The EIN is a nine-digit number that is assigned to your business by the Internal Revenue Service (IRS) in order to identify your business with the federal government.
What does EIN stand for?
EIN is an acronym for Employer Identification Number. It is also known as a Federal Tax ID.
Are all businesses required to have an EIN?
Federal law dictates that certain types of business entities register for an EIN:
- Any business with employees (even if owned by one person)
- Any business with more than one member
- A partnership (LLC or C-corp)
Please Note: A sole proprietorship is not required to have an EIN, but it is still recommended.
Why does my LLC business need an EIN?
The more common reasons you would need an EIN are:
- To hire employees
- To open a bank account in the U.S.
- To file your company’s taxes
- To pay independent contractors
In short, if you make money through your business and it has employees, you must have an EIN.
Is the EIN publicly listed?
The EIN for your LLC will be part of public record.
Can I use my Social Security Number as the EIN?
You may use your social security number as your EIN, but you also put sensitive information at risk.
Swyft Filings offers EIN services for small businesses in South Carolina. Find more information here.
Phase Two: Maintaining Your South Carolina LLC
The next phase of forming your South Carolina LLC deals with compliance rules and regulations (taxes and permits). The next few steps are:
- Step 1: Register for Taxes in South Carolina
- Step 1B: File Initial Report — If Applicable
- Step 2: Apply for Permits and Licenses
- Step 3: Request a Certificate of Existence
Step 1: Register for South Carolina State Taxes
South Carolina does not charge LLCs with a corporate or franchise tax. LLC members are still required to pay state and federal income taxes on their earnings.
State Income Taxes
South Carolina’s state income tax rates are listed in the table below:
Corporate Tax Information
You can also choose to have your LLC taxed as a corporation; if so, you will be responsible for paying corporate taxes on your business’s earnings
Corporations in South Carolina are required to pay two types of taxes:
- Corporate Income Tax = 5% on all taxable income.

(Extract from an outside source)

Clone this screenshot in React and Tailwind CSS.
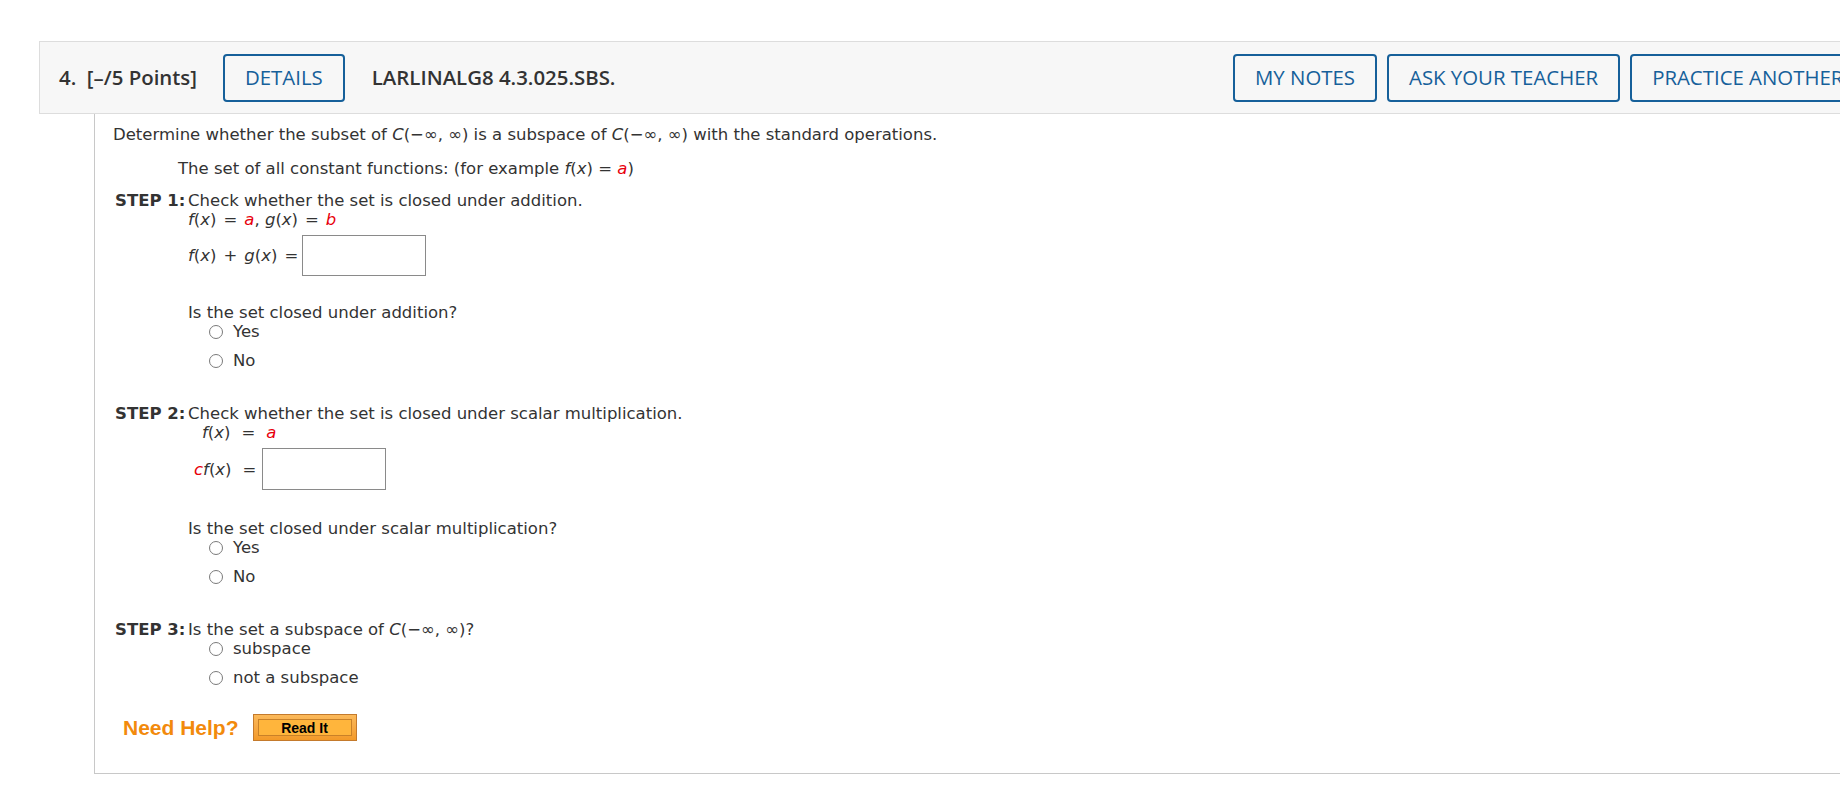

- Corporate License Fee = $1.00 per $1,000 (+ $15 charge) of all capital stock or surplus
Please Note: The minimum corporate license fee is $25
Additional Tax Information
Other taxes your LLC may need to pay:
- Sales and Use Tax at 6.0%
- Employee Withholding Tax
- Unemployment Tax
Step 1B: File the Initial Report of Corporations
Most LLCs are not required to file an annual report. For LLCs that opt to be taxed as a C-Corp/S-Corp, there are two forms that the business must file for the Department of Revenue:
- The Initial Report of Corporations (IRC)
- Corporate Tax Return (SC 1120 or SC1120s)
IRC Form Information
Due Date: Within 60 days of LLC formation
Implications of Late Filings: None
SC 1120 Form Information
Due Date: 15th day of 3rd month after close of tax year (i.e. March 15th)
Frequency: Every year
Step 2: Obtain Business Licenses and Permits
The licenses and permits required for an LLC in South Carolina can vary, depending on a number of variables:
- Location (city and county)
- Type of Business
Tip: If you would like to see more in-depth information on licenses and permits, please feel free to visit the content in our learning library that covers business licenses and permits.

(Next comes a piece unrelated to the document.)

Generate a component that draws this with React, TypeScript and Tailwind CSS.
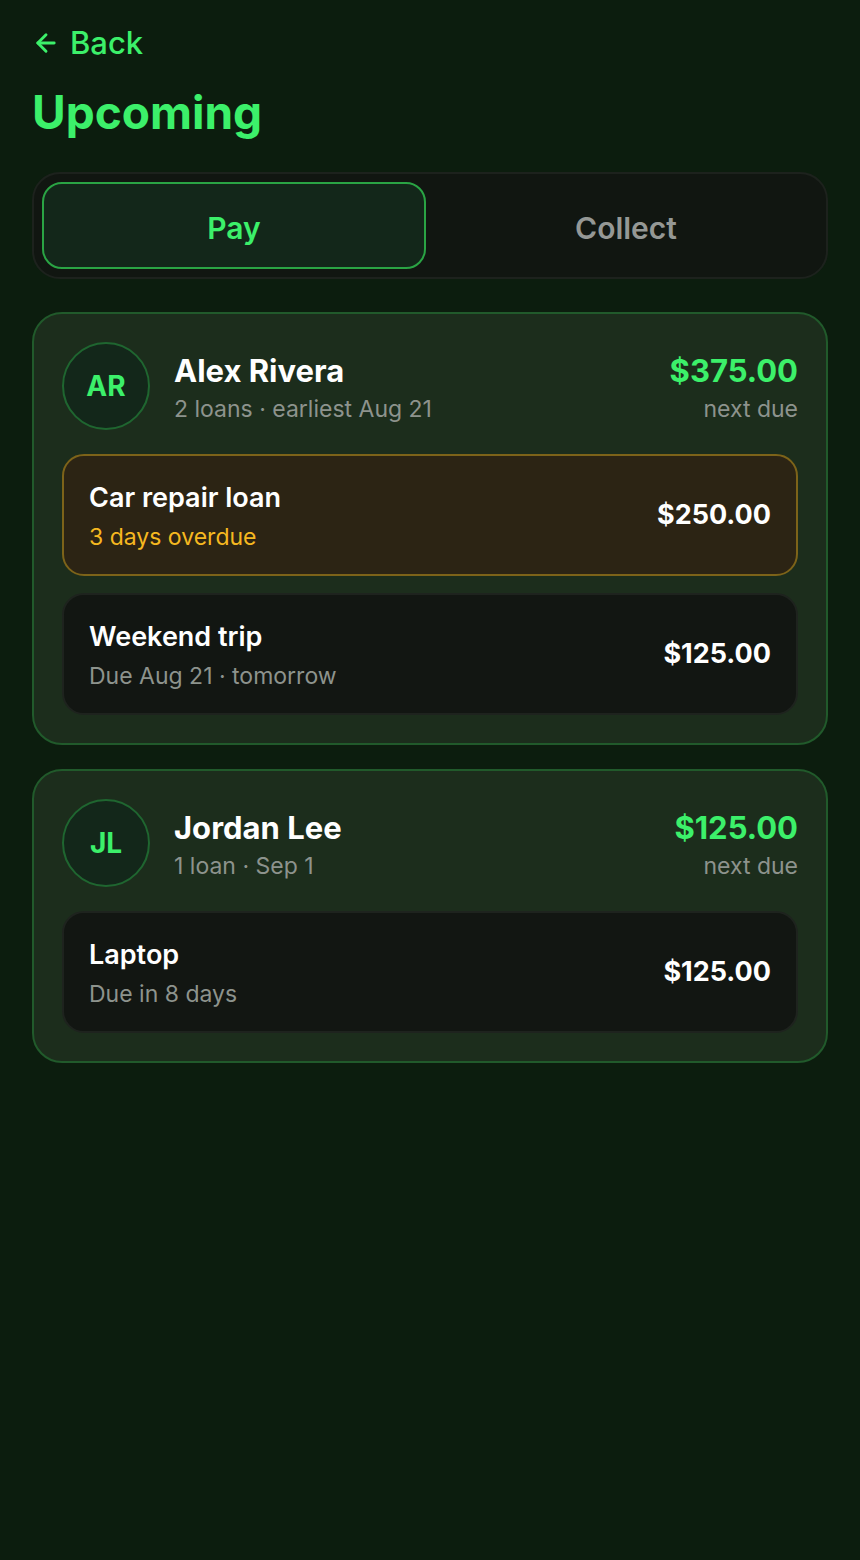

Step 3: Request a Certificate of Existence
After your South Carolina LLC has been formed and is ready for business, there is still one last step — securing a Certificate of Existence for your business.
What is a Certificate of Existence?
The Certificate of Existence, also known as a Certificate of Good Standing, is a certification that confirms your business is properly formed and is in compliance with the state.
Who issues the Certificate of Existence?
The Certificate of Existence is generally issued by the Secretary of State.
When can I request a Certificate of Existence for my business?
You will be able to request a Certificate of Existence after your LLC is officially formed through the Secretary of State.
Why do I need a Certificate of Existence?
Having a Certificate of Existence gives your new LLC credibility with banks, financial institutions, and other businesses. Many companies and banks will not agree to any business deals if your LLC does not have this certification.
Does the Certificate of Existence have an expiration date?
The Certificate of Existence does not expire/does not need to be renewed.